*The request*:
Write out the entire listing below exactly, with the pictures left out.

*Data provided*:
_ _ _ _ _ _ _

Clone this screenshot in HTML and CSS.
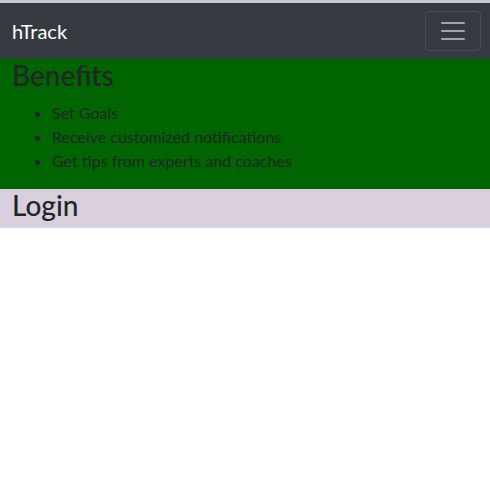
FILE: index.html
```html
<!DOCTYPE html>
<html lang="en">
<head>
<meta charset="utf-8">
<title>hTrack</title>
<link rel="stylesheet" href="styles.css">
</head>
<body>
<div class="topline"></div>
<nav class="navbar">
  <a class="brand" href="#">hTrack</a>
  <button class="toggler" type="button" aria-label="Toggle navigation">
    <svg width="30" height="30" viewBox="0 0 30 30"><path d="M4 7h22M4 15h22M4 23h22" stroke="rgba(255,255,255,0.55)" stroke-width="2" stroke-linecap="round" fill="none"/></svg>
  </button>
</nav>
<section class="benefits">
  <h3 class="title">Benefits</h3>
  <ul class="list">
    <li>Set Goals</li>
    <li>Receive customized notifications</li>
    <li>Get tips from experts and coaches</li>
  </ul>
</section>
<section class="login">
  <h3 class="title">Login</h3>
</section>
</body>
</html>
```
FILE: styles.css
```css
* { box-sizing: border-box; }
body {
  margin: 0;
  font-family: "Lato", "Open Sans", sans-serif;
  font-size: 16px;
  line-height: 1.5;
  color: #212529;
  background: #fff;
}
.topline { height: 3px; background: #c9cacc; }
.navbar {
  height: 56px;
  background: #343a40;
  display: flex;
  align-items: center;
  justify-content: space-between;
  padding: 0 9px 0 12px;
}
.brand {
  color: #fff;
  text-decoration: none;
  font-size: 20px;
  line-height: 30px;
}
.toggler {
  width: 56px;
  height: 40px;
  display: flex;
  align-items: center;
  justify-content: center;
  background: transparent;
  border: 1px solid rgba(255,255,255,0.1);
  border-radius: 4px;
  padding: 0;
}
.benefits {
  background: #006400;
  padding: 0 12px 16px;
}
.login {
  background: #dacfdc;
  padding: 0 12px 6px;
}
.title {
  margin: 0 0 0;
  font-size: 28px;
  font-weight: 500;
  line-height: 1.2;
}
.benefits .title { margin-bottom: 8px; }
.list {
  margin: 0;
  padding-left: 40px;
}
```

_ _ _ _ _ _ _

*Solution to the problem*:
Clone this screenshot in HTML and CSS.
FILE: index.html
```html
<!DOCTYPE html>
<html lang="en">
<head>
<meta charset="utf-8">
<title>hTrack</title>
<link rel="stylesheet" href="styles.css">
</head>
<body>
<div class="topline"></div>
<nav class="navbar">
  <a class="brand" href="#">hTrack</a>
  <button class="toggler" type="button" aria-label="Toggle navigation">
    <svg width="30" height="30" viewBox="0 0 30 30"><path d="M4 7h22M4 15h22M4 23h22" stroke="rgba(255,255,255,0.55)" stroke-width="2" stroke-linecap="round" fill="none"/></svg>
  </button>
</nav>
<section class="benefits">
  <h3 class="title">Benefits</h3>
  <ul class="list">
    <li>Set Goals</li>
    <li>Receive customized notifications</li>
    <li>Get tips from experts and coaches</li>
  </ul>
</section>
<section class="login">
  <h3 class="title">Login</h3>
</section>
</body>
</html>
```
FILE: styles.css
```css
* { box-sizing: border-box; }
body {
  margin: 0;
  font-family: "Lato", "Open Sans", sans-serif;
  font-size: 16px;
  line-height: 1.5;
  color: #212529;
  background: #fff;
}
.topline { height: 3px; background: #c9cacc; }
.navbar {
  height: 56px;
  background: #343a40;
  display: flex;
  align-items: center;
  justify-content: space-between;
  padding: 0 9px 0 12px;
}
.brand {
  color: #fff;
  text-decoration: none;
  font-size: 20px;
  line-height: 30px;
}
.toggler {
  width: 56px;
  height: 40px;
  display: flex;
  align-items: center;
  justify-content: center;
  background: transparent;
  border: 1px solid rgba(255,255,255,0.1);
  border-radius: 4px;
  padding: 0;
}
.benefits {
  background: #006400;
  padding: 0 12px 16px;
}
.login {
  background: #dacfdc;
  padding: 0 12px 6px;
}
.title {
  margin: 0 0 0;
  font-size: 28px;
  font-weight: 500;
  line-height: 1.2;
}
.benefits .title { margin-bottom: 8px; }
.list {
  margin: 0;
  padding-left: 40px;
}
```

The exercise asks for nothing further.